Médicaments homéopathiques : Quand il suffit de rien pour soigner09/09/20042004Journal/medias/journalnumero/images/2004/09/une1884.jpg.445x577_q85_box-0%2C104%2C1383%2C1896_crop_detail.jpg

Leur société

Médicaments homéopathiques : Quand il suffit de rien pour soigner

"L'homéopathie est une méthode imaginée il y a deux siècles, à partir d'a priori scientifiques dénués de fondements scientifiques. Elle a vécu jusqu'à maintenant comme une doctrine à l'écart de tout progrès."C'est l'Académie de médecine qui le dit!

Effectivement, c'est à la fin du 18e siècle que Hahnemann, un médecin allemand, désespéré dit-on du peu d'efficacité des thérapeutiques de son époque, inventa les postulats arbitraires de l'homéopathie. Sous prétexte que l'écorce de quinquina aurait provoqué chez lui de fortes suées et des tremblements semblables à ceux du paludisme que l'on traitait alors par ce produit, il émit le premier postulat: "les semblables sont soignés par les semblables". Pas fou, avant d'essayer sur lui-même d'autres produits plus dangereux, Hahnemann eût l'idée de les... diluer. Ainsi naquit le deuxième postulat, "le principe de dilution".

Dans un premier temps, une goutte du produit est diluée dans cent fois son volume d'eau. Puis, à son tour, une goutte de ce mélange est diluée dans cent fois son volume, etc. Jusqu'à 7, 8, 9 fois successives, et même plus. C'est cela le fameux "CH" inscrit en gros sur les petits tubes de granules homéopathiques, qui signifie dilution Centésimale Hahnemannienne. Inutile de dire que quand on parvient ne serait-ce qu'à la septième dilution, il n'y a plus trace du produit d'origine. C'est de l'eau. Et l'eau, c'est sûr, cela ne fait pas de mal.
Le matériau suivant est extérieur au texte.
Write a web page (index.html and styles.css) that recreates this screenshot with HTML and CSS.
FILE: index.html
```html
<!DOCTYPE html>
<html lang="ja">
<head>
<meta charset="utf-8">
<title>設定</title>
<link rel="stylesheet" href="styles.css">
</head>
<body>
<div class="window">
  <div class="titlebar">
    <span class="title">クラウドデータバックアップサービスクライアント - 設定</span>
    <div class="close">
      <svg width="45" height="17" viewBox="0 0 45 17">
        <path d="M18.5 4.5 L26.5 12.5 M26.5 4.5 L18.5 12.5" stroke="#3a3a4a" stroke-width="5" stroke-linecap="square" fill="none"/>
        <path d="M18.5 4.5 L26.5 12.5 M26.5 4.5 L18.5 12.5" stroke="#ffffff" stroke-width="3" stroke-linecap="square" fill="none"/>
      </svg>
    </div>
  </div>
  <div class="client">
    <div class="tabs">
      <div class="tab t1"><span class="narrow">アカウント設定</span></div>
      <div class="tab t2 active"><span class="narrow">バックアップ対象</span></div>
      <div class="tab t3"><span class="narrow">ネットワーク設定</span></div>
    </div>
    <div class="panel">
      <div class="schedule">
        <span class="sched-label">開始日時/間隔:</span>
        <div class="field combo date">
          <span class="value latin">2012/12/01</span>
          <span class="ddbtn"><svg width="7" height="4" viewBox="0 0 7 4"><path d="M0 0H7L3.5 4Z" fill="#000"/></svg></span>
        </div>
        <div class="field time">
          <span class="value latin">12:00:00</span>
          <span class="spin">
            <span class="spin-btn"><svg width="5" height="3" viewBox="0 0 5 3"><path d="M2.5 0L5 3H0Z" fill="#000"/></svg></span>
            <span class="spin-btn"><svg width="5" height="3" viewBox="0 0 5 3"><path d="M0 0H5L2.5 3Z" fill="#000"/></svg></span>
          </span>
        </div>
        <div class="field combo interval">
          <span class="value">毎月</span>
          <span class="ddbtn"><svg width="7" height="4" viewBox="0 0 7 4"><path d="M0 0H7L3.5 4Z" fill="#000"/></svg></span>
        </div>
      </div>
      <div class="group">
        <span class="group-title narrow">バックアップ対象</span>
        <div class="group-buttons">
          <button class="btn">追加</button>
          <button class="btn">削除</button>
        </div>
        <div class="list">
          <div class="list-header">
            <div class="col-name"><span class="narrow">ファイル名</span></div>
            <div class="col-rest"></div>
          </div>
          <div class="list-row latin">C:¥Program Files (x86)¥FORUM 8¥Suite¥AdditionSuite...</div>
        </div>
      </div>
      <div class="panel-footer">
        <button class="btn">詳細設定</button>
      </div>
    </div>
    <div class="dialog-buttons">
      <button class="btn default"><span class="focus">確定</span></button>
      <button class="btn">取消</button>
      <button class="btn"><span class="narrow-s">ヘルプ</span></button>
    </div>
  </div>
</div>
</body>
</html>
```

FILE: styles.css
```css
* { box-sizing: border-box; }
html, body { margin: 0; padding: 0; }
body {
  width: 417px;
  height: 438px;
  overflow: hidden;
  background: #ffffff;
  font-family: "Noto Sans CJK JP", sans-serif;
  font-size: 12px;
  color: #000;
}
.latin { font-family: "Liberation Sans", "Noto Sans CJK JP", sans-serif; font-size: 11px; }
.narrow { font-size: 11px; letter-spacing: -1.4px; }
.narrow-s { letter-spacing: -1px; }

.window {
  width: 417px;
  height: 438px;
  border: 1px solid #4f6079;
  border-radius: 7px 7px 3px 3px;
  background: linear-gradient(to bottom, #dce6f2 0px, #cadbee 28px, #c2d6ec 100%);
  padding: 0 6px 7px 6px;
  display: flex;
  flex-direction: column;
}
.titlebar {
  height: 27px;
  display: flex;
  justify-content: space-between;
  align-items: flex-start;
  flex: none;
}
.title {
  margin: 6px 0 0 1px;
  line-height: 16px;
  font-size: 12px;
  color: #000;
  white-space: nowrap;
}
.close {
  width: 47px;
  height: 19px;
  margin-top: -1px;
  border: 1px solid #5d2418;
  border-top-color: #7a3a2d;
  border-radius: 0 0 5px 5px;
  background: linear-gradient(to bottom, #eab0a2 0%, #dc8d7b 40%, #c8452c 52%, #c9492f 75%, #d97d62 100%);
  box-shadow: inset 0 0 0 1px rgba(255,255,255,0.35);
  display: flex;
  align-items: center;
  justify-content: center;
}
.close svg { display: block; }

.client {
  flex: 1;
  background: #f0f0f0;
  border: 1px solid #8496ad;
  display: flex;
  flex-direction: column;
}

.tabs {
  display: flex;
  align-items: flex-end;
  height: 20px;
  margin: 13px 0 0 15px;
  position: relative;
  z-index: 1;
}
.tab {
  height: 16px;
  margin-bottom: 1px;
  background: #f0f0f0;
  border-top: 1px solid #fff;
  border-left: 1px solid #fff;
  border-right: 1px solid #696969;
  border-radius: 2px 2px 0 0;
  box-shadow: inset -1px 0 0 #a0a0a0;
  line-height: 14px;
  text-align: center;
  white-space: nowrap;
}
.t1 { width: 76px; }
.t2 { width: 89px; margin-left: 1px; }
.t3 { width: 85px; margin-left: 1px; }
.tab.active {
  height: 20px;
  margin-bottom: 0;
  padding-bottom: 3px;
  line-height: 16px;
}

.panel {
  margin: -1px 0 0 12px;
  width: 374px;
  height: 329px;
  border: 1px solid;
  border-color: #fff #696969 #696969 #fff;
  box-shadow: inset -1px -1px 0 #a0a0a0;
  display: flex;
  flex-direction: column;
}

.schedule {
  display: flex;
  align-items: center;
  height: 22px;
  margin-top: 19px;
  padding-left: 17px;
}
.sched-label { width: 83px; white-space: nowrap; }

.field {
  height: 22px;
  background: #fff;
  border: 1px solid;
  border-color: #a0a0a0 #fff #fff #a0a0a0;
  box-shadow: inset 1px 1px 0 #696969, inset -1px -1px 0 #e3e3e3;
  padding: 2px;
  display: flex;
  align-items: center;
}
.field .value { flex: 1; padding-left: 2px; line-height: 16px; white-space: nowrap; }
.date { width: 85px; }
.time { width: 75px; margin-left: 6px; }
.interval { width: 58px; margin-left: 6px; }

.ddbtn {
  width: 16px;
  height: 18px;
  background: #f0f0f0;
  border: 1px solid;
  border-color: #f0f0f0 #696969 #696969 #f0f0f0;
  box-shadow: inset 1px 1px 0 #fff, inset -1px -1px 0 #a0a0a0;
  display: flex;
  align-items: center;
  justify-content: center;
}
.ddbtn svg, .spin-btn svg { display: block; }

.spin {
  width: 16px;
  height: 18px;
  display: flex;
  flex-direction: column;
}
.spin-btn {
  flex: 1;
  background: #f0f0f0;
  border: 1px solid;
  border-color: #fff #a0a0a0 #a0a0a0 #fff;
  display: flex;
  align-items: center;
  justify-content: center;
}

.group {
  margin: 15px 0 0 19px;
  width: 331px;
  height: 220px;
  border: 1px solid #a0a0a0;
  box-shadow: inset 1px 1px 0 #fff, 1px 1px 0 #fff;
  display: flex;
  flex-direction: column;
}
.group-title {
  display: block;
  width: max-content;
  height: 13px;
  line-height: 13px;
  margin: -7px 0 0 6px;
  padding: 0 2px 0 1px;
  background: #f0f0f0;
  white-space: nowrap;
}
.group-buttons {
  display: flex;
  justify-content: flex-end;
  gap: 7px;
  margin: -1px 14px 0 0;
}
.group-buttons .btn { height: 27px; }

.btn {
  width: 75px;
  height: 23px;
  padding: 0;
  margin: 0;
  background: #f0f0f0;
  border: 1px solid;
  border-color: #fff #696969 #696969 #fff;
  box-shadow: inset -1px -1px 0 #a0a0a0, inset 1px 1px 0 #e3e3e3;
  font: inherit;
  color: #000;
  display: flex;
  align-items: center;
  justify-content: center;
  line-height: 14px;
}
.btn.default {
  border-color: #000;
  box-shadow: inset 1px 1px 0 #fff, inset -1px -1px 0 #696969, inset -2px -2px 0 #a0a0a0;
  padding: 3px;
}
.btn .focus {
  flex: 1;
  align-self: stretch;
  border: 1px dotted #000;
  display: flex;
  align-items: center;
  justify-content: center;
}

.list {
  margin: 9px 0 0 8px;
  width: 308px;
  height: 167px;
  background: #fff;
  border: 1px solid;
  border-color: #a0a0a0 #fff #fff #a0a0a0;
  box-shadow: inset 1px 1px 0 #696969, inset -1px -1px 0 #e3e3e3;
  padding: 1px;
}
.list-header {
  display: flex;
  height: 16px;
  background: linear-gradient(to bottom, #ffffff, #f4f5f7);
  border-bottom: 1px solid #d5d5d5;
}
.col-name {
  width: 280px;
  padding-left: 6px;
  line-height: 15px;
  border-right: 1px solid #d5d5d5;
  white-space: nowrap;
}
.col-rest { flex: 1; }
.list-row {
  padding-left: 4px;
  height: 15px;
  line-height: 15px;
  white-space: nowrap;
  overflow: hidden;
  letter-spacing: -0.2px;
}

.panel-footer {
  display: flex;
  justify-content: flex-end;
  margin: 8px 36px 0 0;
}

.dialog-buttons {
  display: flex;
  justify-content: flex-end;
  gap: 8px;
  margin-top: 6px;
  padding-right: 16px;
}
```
En son temps, l'homéopathie eut du succès. Il faut dire que, comparée aux purges et aux saignées à tout-va que pratiquaient alors les médecins, c'était une thérapeutique infiniment moins dangereuse. Mais aujourd'hui...
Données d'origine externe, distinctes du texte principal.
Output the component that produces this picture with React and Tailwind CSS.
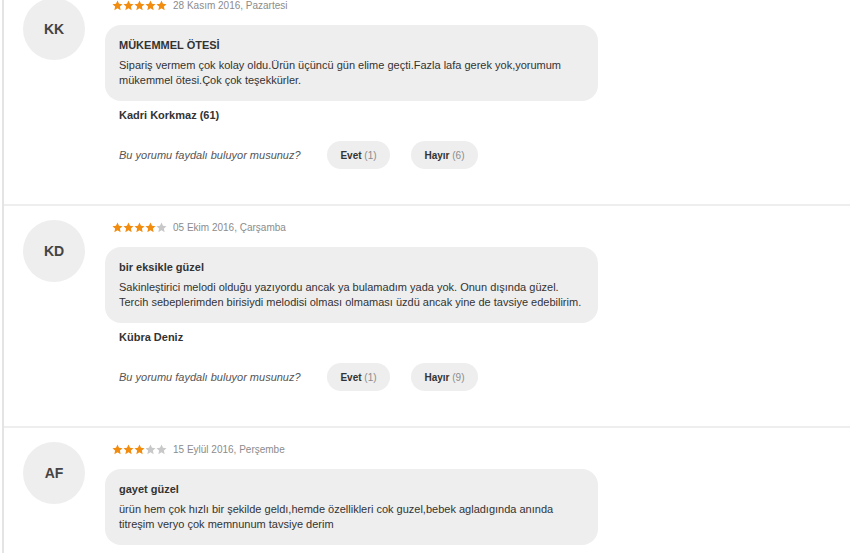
import React from 'react';

const reviews = [
    {
        initials: 'KK',
        rating: 5,
        date: '28 Kasım 2016, Pazartesi',
        title: 'MÜKEMMEL ÖTESİ',
        text: 'Sipariş vermem çok kolay oldu.Ürün üçüncü gün elime geçti.Fazla lafa gerek yok,yorumum mükemmel ötesi.Çok çok teşekkürler.',
        name: 'Kadri Korkmaz (61)',
        yes: 1,
        no: 6,
    },
    {
        initials: 'KD',
        rating: 4,
        date: '05 Ekim 2016, Çarşamba',
        title: 'bir eksikle güzel',
        text: 'Sakinleştirici melodi olduğu yazıyordu ancak ya bulamadım yada yok. Onun dışında güzel. Tercih sebeplerimden birisiydi melodisi olması olmaması üzdü ancak yine de tavsiye edebilirim.',
        name: 'Kübra Deniz',
        yes: 1,
        no: 9,
    },
    {
        initials: 'AF',
        rating: 3,
        date: '15 Eylül 2016, Perşembe',
        title: 'gayet güzel',
        text: 'ürün hem çok hızlı bir şekilde geldı,hemde özellikleri cok guzel,bebek agladıgında anında titreşim veryo çok memnunum tavsiye derim',
        name: 'Ayşe Fidan',
        yes: 0,
        no: 0,
    },
];

function Star({ filled }) {
    return (
        <svg width="11" height="11" viewBox="0 0 24 24" className={filled ? 'fill-[#f28c0f]' : 'fill-[#c8c8c8]'}>
            <path d="M12 1l3.3 7.3 7.7.8-5.8 5.3 1.7 7.8L12 18.2l-6.9 4 1.7-7.8L1 9.1l7.7-.8z" />
        </svg>
    );
}

function Review({ review, first }) {
    return (
        <div className={`flex gap-5 pl-[19px] pb-[35px] ${first ? 'pt-0' : 'pt-[14px] border-t-2 border-[#eeeeee]'}`}>
            <div className="w-[62px] h-[62px] shrink-0 rounded-full bg-[#eeeeee] flex items-center justify-center text-[14px] font-bold text-[#444]">
                {review.initials}
            </div>
            <div className="w-[493px]">
                <div className="h-[15px] pl-[7px] flex items-center">
                    <div className="flex">
                        {[1, 2, 3, 4, 5].map((i) => (
                            <Star key={i} filled={i <= review.rating} />
                        ))}
                    </div>
                    <span className="ml-[6px] text-[10px] text-[#8c8c8c]">{review.date}</span>
                </div>
                <div className="mt-3 rounded-[16px] bg-[#eeeeee] pl-[14px] pr-[10px] pt-[13px] pb-[13px] text-[11px] leading-[15px] text-[#333]">
                    <p className="font-bold">{review.title}</p>
                    <p className="mt-[5px]">{review.text}</p>
                </div>
                <p className="mt-[7px] pl-[14px] text-[11px] leading-[15px] font-bold text-[#333]">{review.name}</p>
                <div className="mt-[18px] pl-[14px] flex items-center">
                    <span className="w-[208px] text-[11px] italic text-[#555]">Bu yorumu faydalı buluyor musunuz?</span>
                    <button className="h-[28px] w-[63px] rounded-full bg-[#eeeeee] text-[10px] text-[#333]">
                        <span className="font-bold">Evet</span> <span className="text-[#8c8c8c]">({review.yes})</span>
                    </button>
                    <button className="ml-[21px] h-[28px] w-[67px] rounded-full bg-[#eeeeee] text-[10px] text-[#333]">
                        <span className="font-bold">Hayır</span> <span className="text-[#8c8c8c]">({review.no})</span>
                    </button>
                </div>
            </div>
        </div>
    );
}

export default function App() {
    return (
        <div className="w-[850px] h-[555px] overflow-hidden bg-white pl-[2px] font-['Liberation_Sans',Arial,sans-serif]">
            <div className="h-full border-l-2 border-[#e4e4e4]">
                <div className="-mt-[2px]">
                    {reviews.map((r, i) => (
                        <Review key={r.initials} review={r} first={i === 0} />
                    ))}
                </div>
            </div>
        </div>
    );
}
Dans l'arsenal administratif et juridique qui réglemente la mise sur le marché des médicaments, les médicaments homéopathiques jouissent d'un statut tout à fait à part. Ils n'ont pas besoin de faire la preuve de leur efficacité thérapeutique par des essais sur des groupes de malades. Et pour cause, ces essais se déroulent "contre placebo", c'est à-dire contre une substance qui a l'allure d'un médicament mais qui ne contient aucun principe actif et qui n'est donc pas un médicament. Un groupe de patients reçoit le placebo, un autre reçoit le médicament proposé et on compare les effets. Comme les granules homéopathiques sont eux-mêmes des placebos, leur efficacité comparée à celle d'un placebo est bien évidemment identique: elle n'est pas nulle. Parce que l'organisme parvient à lutter, avec ses propres défenses contre un certain nombre de troubles. Et c'est heureux, car comme les médicaments réellement efficaces ne datent, en gros, que d'un peu plus d'un siècle, si les défenses naturelles n'étaient pas suffisantes, nous ne serions pas là pour discuter de l'homéopathie...
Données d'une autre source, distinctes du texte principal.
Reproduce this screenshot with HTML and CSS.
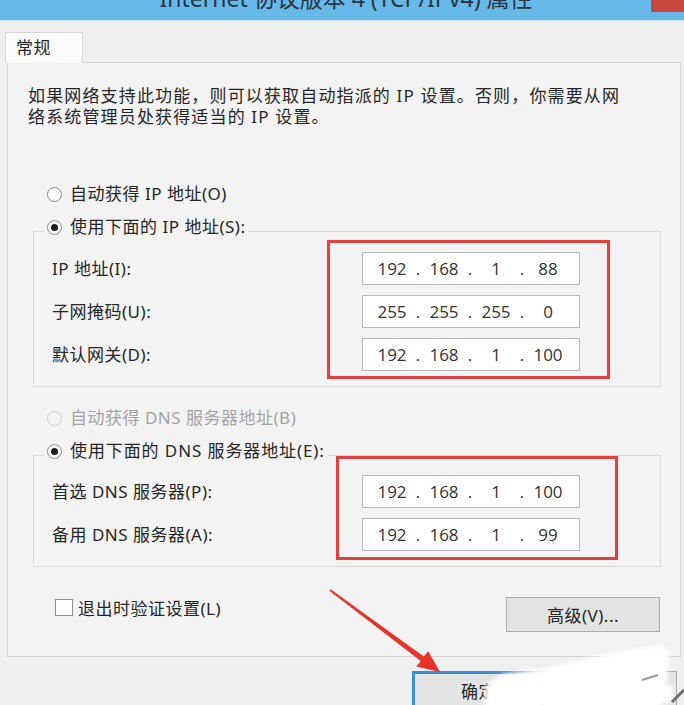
FILE: index.html
```html
<!DOCTYPE html>
<html lang="zh-CN">
<head>
<meta charset="utf-8">
<title>Internet 协议版本 4 (TCP/IPv4) 属性</title>
<link rel="stylesheet" href="styles.css">
</head>
<body>
<div class="window">
  <header class="titlebar">
    <span class="title">Internet 协议版本 4 (TCP/IPv4) 属性</span>
    <span class="close"></span>
  </header>
  <div class="client">
    <nav class="tabs"><div class="tab">常规</div></nav>
    <section class="panel">
      <p class="desc"><span>如果网络支持此功能，则可以获取自动指派的 IP 设置。否则，你需要从网</span><br><span>络系统管理员处获得适当的 IP 设置。</span></p>

      <label class="radio-row first"><input type="radio" name="ip" class="radio"><span>自动获得 IP 地址(O)</span></label>
      <fieldset class="group group-ip">
        <legend><label class="radio-row"><input type="radio" name="ip" class="radio" checked><span>使用下面的 IP 地址(S):</span></label></legend>
        <div class="fields">
          <div class="labels">
            <div class="label">IP 地址(I):</div>
            <div class="label">子网掩码(U):</div>
            <div class="label">默认网关(D):</div>
          </div>
          <div class="mark">
            <div class="ip"><span class="oct">192</span><span class="dot">.</span><span class="oct">168</span><span class="dot">.</span><span class="oct">1</span><span class="dot">.</span><span class="oct">88</span></div>
            <div class="ip"><span class="oct">255</span><span class="dot">.</span><span class="oct">255</span><span class="dot">.</span><span class="oct">255</span><span class="dot">.</span><span class="oct">0</span></div>
            <div class="ip"><span class="oct">192</span><span class="dot">.</span><span class="oct">168</span><span class="dot">.</span><span class="oct">1</span><span class="dot">.</span><span class="oct">100</span></div>
          </div>
        </div>
      </fieldset>

      <label class="radio-row second disabled"><input type="radio" name="dns" class="radio" disabled><span>自动获得 DNS 服务器地址(B)</span></label>
      <fieldset class="group group-dns">
        <legend><label class="radio-row"><input type="radio" name="dns" class="radio" checked><span>使用下面的 DNS 服务器地址(E):</span></label></legend>
        <div class="fields">
          <div class="labels">
            <div class="label">首选 DNS 服务器(P):</div>
            <div class="label">备用 DNS 服务器(A):</div>
          </div>
          <div class="mark">
            <div class="ip"><span class="oct">192</span><span class="dot">.</span><span class="oct">168</span><span class="dot">.</span><span class="oct">1</span><span class="dot">.</span><span class="oct">100</span></div>
            <div class="ip"><span class="oct">192</span><span class="dot">.</span><span class="oct">168</span><span class="dot">.</span><span class="oct">1</span><span class="dot">.</span><span class="oct">99</span></div>
          </div>
        </div>
      </fieldset>

      <div class="panel-foot">
        <label class="check-row"><input type="checkbox" class="check"><span>退出时验证设置(L)</span></label>
        <button class="btn btn-adv" type="button">高级(V)...</button>
      </div>
    </section>
    <div class="actions">
      <button class="btn btn-ok" type="button">确定</button>
      <button class="btn btn-cancel" type="button">取消</button>
    </div>
  </div>

  <!-- red pointer arrow and the white smear painted over the dialog -->
  <svg class="overlay" width="684" height="705" viewBox="0 0 684 705">
    <defs>
      <filter id="soft" x="-10%" y="-30%" width="120%" height="160%">
        <feGaussianBlur stdDeviation="2"/>
      </filter>
    </defs>
    <polygon fill="#e8332c" points="330.6,589.2 423.8,656.6 428.2,651.2 440,672 416.4,666.4 420.8,661 329.4,590.8"/>
    <g fill="#ffffff" filter="url(#soft)">
      <polygon points="484,708 486,684 503,674 545,668 590,658 630,650 662,645 670,652 668,668 666,690 660,708"/>
      <polygon points="600,700 640,690 672,684 674,700 650,708 600,708"/>
    </g>
    <path d="M642 680 L658 675" stroke="#9a9a9a" stroke-width="2" fill="none"/>
    <path d="M672 702 L684 690" stroke="#6f6f6f" stroke-width="3" fill="none"/>
  </svg>
</div>
</body>
</html>
```
FILE: styles.css
```css
* {
  box-sizing: border-box;
}

html,
body {
  margin: 0;
  padding: 0;
  background: #efefef;
}

body {
  font-family: "Noto Sans", "Noto Sans CJK SC", sans-serif;
  font-size: 17px;
  letter-spacing: 0.5px;
  color: #262626;
}

.window {
  position: relative;
  width: 684px;
  height: 705px;
  overflow: hidden;
  background: #efefef;
}

/* ---------- title bar ---------- */
.titlebar {
  position: relative;
  height: 21px;
  background: #66b9e9;
  border-bottom: 1px solid #cfe6f5;
  display: flex;
  justify-content: center;
  overflow: hidden;
}

.title {
  font-size: 23px;
  line-height: 23px;
  letter-spacing: 0;
  margin-top: -13px;
  margin-left: 8px;
  color: #2a3640;
  white-space: nowrap;
}

.close {
  position: absolute;
  top: 0;
  right: 0;
  width: 33px;
  height: 12px;
  background: #c8473f;
}

/* ---------- tabs ---------- */
.client {
  padding-top: 11px;
}

.tabs {
  display: flex;
  padding-left: 5px;
  height: 30px;
}

.tab {
  width: 78px;
  height: 31px;
  padding-left: 10px;
  line-height: 29px;
  background: #fbfbfb;
  border: 1px solid #d6d6d6;
  border-bottom: none;
  position: relative;
  z-index: 1;
}

/* ---------- tab page ---------- */
.panel {
  margin-left: 7px;
  width: 674px;
  height: 595px;
  border: 1px solid #d2d2d2;
  background: #f3f3f3;
  padding-top: 22px;
}

.desc {
  margin: 0;
  padding-left: 20px;
  line-height: 21px;
  letter-spacing: 1.15px;
  white-space: nowrap;
}

.radio-row {
  display: flex;
  align-items: center;
  height: 20px;
  line-height: 20px;
  white-space: nowrap;
}

.radio-row.first {
  margin-top: 57px;
  margin-left: 39px;
}

.radio-row.second {
  margin-top: 21px;
  margin-left: 39px;
}

.radio-row.disabled {
  color: #a4a4a4;
}

.radio {
  appearance: none;
  -webkit-appearance: none;
  margin: 0 8px 0 0;
  width: 15px;
  height: 15px;
  border: 1px solid #8a8a8a;
  border-radius: 50%;
  background: #fff;
  display: grid;
  place-items: center;
  flex: none;
}

.radio:checked::after {
  content: "";
  width: 7px;
  height: 7px;
  border-radius: 50%;
  background: #1e1e1e;
}

.radio:disabled {
  border-color: #cdcdcd;
  background: #f3f3f3;
}

/* group boxes */
.group {
  margin: 13px 0 0 25px;
  width: 628px;
  padding: 0 0 7px 0;
  border: 1px solid #dcdcdc;
  min-width: 0;
}

.group-dns {
  padding-bottom: 6px;
}

.group legend {
  margin-left: 10px;
  padding: 0 3px 8px 3px;
}

.group-dns legend {
  letter-spacing: 0.9px;
}

.fields {
  display: grid;
  grid-template-columns: 293px auto;
  margin-top: -5px;
}

.group-dns .fields {
  grid-template-columns: 302px auto;
  margin-top: -13px;
}

.labels {
  display: flex;
  flex-direction: column;
  gap: 10px;
  padding-left: 18px;
  padding-top: 12px;
}

.group-dns .labels {
  padding-top: 19px;
}

.label {
  height: 33px;
  line-height: 33px;
  white-space: nowrap;
}

/* red highlight frame around the address boxes */
.mark {
  display: flex;
  flex-direction: column;
  gap: 10px;
  width: 283px;
  border: 3px solid #e0403f;
  padding: 9px 27px 5px 32px;
}

.group-dns .mark {
  width: 282px;
  padding: 16px 35px 6px 23px;
}

.ip {
  display: flex;
  width: 218px;
  height: 33px;
  padding-left: 9px;
  background: #fff;
  border: 1px solid #b9b9b9;
  align-items: center;
  font-family: "Open Sans", "Noto Sans", sans-serif;
  font-size: 17px;
  letter-spacing: 0;
  color: #333;
}

.oct {
  width: 40px;
  text-align: center;
}

.dot {
  width: 12px;
  text-align: center;
}

/* bottom of the tab page */
.panel-foot {
  display: flex;
  align-items: flex-start;
  justify-content: space-between;
  margin-top: 30px;
  padding: 0 20px 0 47px;
}

.check-row {
  display: flex;
  align-items: center;
  height: 21px;
  white-space: nowrap;
}

.check {
  appearance: none;
  -webkit-appearance: none;
  margin: 0 5px 0 0;
  width: 18px;
  height: 17px;
  border: 1px solid #8f8f8f;
  background: #fff;
}

.btn {
  font-family: "Noto Sans", "Noto Sans CJK SC", sans-serif;
  font-size: 17px;
  letter-spacing: 0.5px;
  color: #262626;
  background: #e3e3e3;
  border: 1px solid #acacac;
  padding: 0;
}

.btn-adv {
  width: 154px;
  height: 35px;
}

/* dialog buttons */
.actions {
  display: flex;
  gap: 10px;
  margin-top: 14px;
  padding-left: 412px;
}

.btn-ok {
  width: 133px;
  height: 38px;
  border: 3px solid #3d8fd9;
  background: #e4e4e4;
}

.btn-cancel {
  width: 122px;
  height: 38px;
}

.overlay {
  position: absolute;
  left: 0;
  top: 0;
  pointer-events: none;
}
```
En fait, les médicaments homéopathiques ne sont remboursés, à 70% à l'époque, que depuis vingt ans, depuis 1984 quand Georgina Dufoix était ministre de la Santé socialiste et -dit-on- plutôt sensible aux médecines dites "parallèles ou douces". En 1999, quand les médicaments ont été passés au crible, pour évaluer leur "service médical rendu", les produits homéopathiques sont passés à travers. Tout juste a-t-on baissé leur taux de remboursement de 65 à 35% en mars 2004, avec toute une série d'autres médicaments au service médical rendu "insuffisant". Mais pas "nul". Les déclarés "nuls", eux, ont été déremboursés.

C'est sûr, les médicaments homéopathiques sont sans danger, ils ne risquent pas d'entraîner des effets secondaires gênants, puisqu'ils ne contiennent rien. C'est vrai, ils peuvent être efficaces pour les petits maux qui guérissent tout seuls. Et c'est ainsi qu'ils sont le plus souvent prescrits. Mais les charlatans qui se font fort de traiter des maladies graves, des cancers par exemple, par l'homéopathie sont de véritables criminels.

On nous dit que si les médicaments homéopathiques connaissent un certain succès, c'est parce qu'ils rassurent, qu'ils permettent aux adeptes du "naturel" de se soigner, qu'ils sont la contrepartie de l'excès de prescriptions de médicaments entraîné par les lobbys des industriels du médicament. Mais c'est aussi à cause d'un manque de culture et de formation et, probablement, des bons contacts que les patrons des laboratoires qui les commercialisent ont à la cour des décideurs.